### Provided data
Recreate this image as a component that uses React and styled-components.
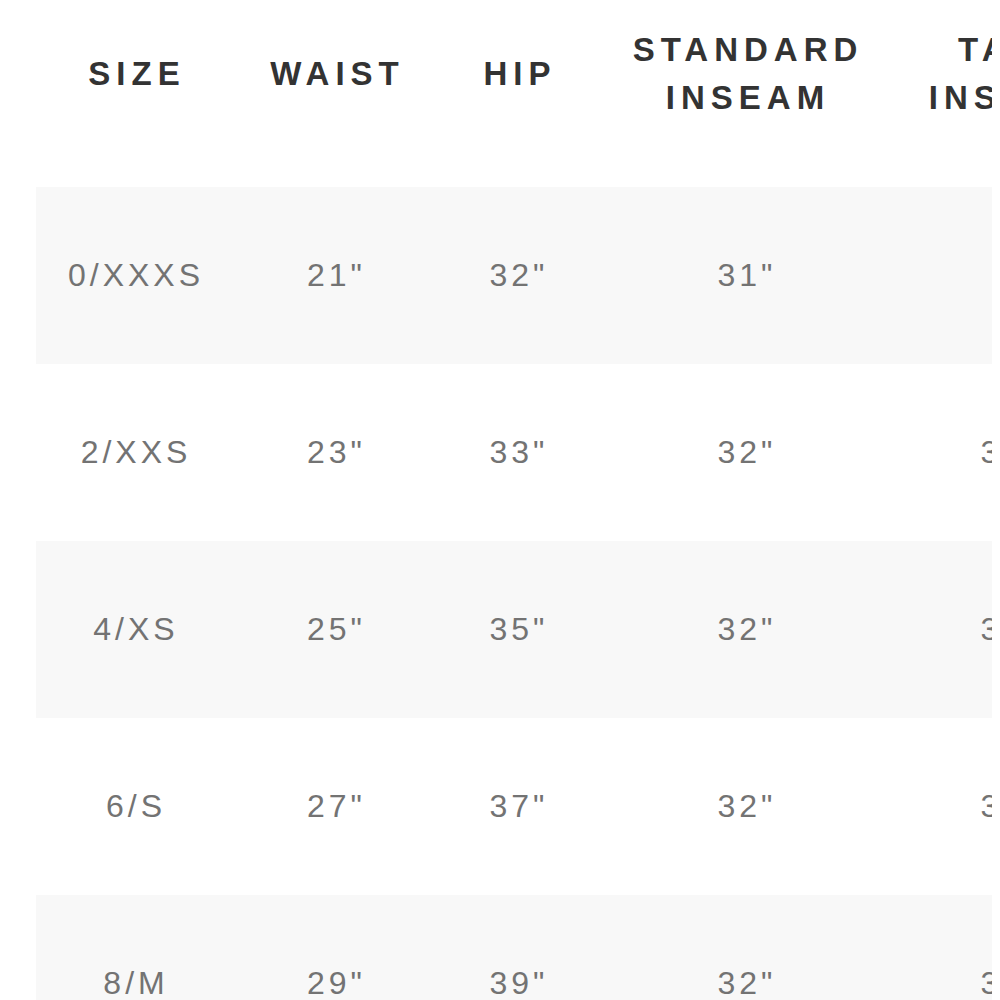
import React from 'react'
import styled, { createGlobalStyle } from 'styled-components'

const GlobalStyle = createGlobalStyle`
  body {
    margin: 0;
    background: #ffffff;
    font-family: "Liberation Sans", Arial, sans-serif;
  }
`

const Page = styled.div`
  width: 1000px;
  height: 1000px;
  overflow: hidden;
  padding-left: 36px;
  box-sizing: border-box;
`
const Frame = styled.div`
  width: 956px;
  overflow: hidden;
`
const Grid = styled.div`
  display: grid;
  grid-template-columns: 196px 205px 160px 296px 230px;
  width: 1087px;
`
const HeadCell = styled.div`
  height: 148px;
  margin-bottom: 39px;
  display: flex;
  align-items: center;
  justify-content: center;
  text-align: center;
  padding-left: 6px;
  box-sizing: border-box;
  color: #333333;
  font-size: 33px;
  font-weight: bold;
  letter-spacing: 6px;
  line-height: 48px;
`
const Cell = styled.div`
  height: 177px;
  display: flex;
  align-items: center;
  justify-content: center;
  padding-left: 4px;
  box-sizing: border-box;
  background: ${props => (props.striped ? '#f8f8f8' : '#ffffff')};
  color: #737373;
  font-size: 32px;
  letter-spacing: 4px;
`

const headers = [['SIZE'], ['WAIST'], ['HIP'], ['STANDARD', 'INSEAM'], ['TALL', 'INSEAM']]

const rows = [
  ['0/XXXS', '21"', '32"', '31"', ''],
  ['2/XXS', '23"', '33"', '32"', '34"'],
  ['4/XS', '25"', '35"', '32"', '34"'],
  ['6/S', '27"', '37"', '32"', '34"'],
  ['8/M', '29"', '39"', '32"', '34"'],
]

const App = () => (
  <Page>
    <GlobalStyle />
    <Frame>
      <Grid>
        {headers.map((lines, i) => (
          <HeadCell key={i}>
            <span>
              {lines.map((l, j) => (
                <React.Fragment key={j}>
                  {j > 0 && <br />}
                  {l}
                </React.Fragment>
              ))}
            </span>
          </HeadCell>
        ))}
        {rows.map((row, r) =>
          row.map((value, c) => (
            <Cell key={`${r}-${c}`} striped={r % 2 === 0}>
              {value}
            </Cell>
          ))
        )}
      </Grid>
    </Frame>
  </Page>
)

export default App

### Work instructions
Omitting all pictures, restate exactly the lines of the material from its start through the line that contains "['STANDARD', 'INSEAM'], ['TALL', 'INSEAM']]".

### Exercise output
Recreate this image as a component that uses React and styled-components.
import React from 'react'
import styled, { createGlobalStyle } from 'styled-components'

const GlobalStyle = createGlobalStyle`
  body {
    margin: 0;
    background: #ffffff;
    font-family: "Liberation Sans", Arial, sans-serif;
  }
`

const Page = styled.div`
  width: 1000px;
  height: 1000px;
  overflow: hidden;
  padding-left: 36px;
  box-sizing: border-box;
`
const Frame = styled.div`
  width: 956px;
  overflow: hidden;
`
const Grid = styled.div`
  display: grid;
  grid-template-columns: 196px 205px 160px 296px 230px;
  width: 1087px;
`
const HeadCell = styled.div`
  height: 148px;
  margin-bottom: 39px;
  display: flex;
  align-items: center;
  justify-content: center;
  text-align: center;
  padding-left: 6px;
  box-sizing: border-box;
  color: #333333;
  font-size: 33px;
  font-weight: bold;
  letter-spacing: 6px;
  line-height: 48px;
`
const Cell = styled.div`
  height: 177px;
  display: flex;
  align-items: center;
  justify-content: center;
  padding-left: 4px;
  box-sizing: border-box;
  background: ${props => (props.striped ? '#f8f8f8' : '#ffffff')};
  color: #737373;
  font-size: 32px;
  letter-spacing: 4px;
`

const headers = [['SIZE'], ['WAIST'], ['HIP'], ['STANDARD', 'INSEAM'], ['TALL', 'INSEAM']]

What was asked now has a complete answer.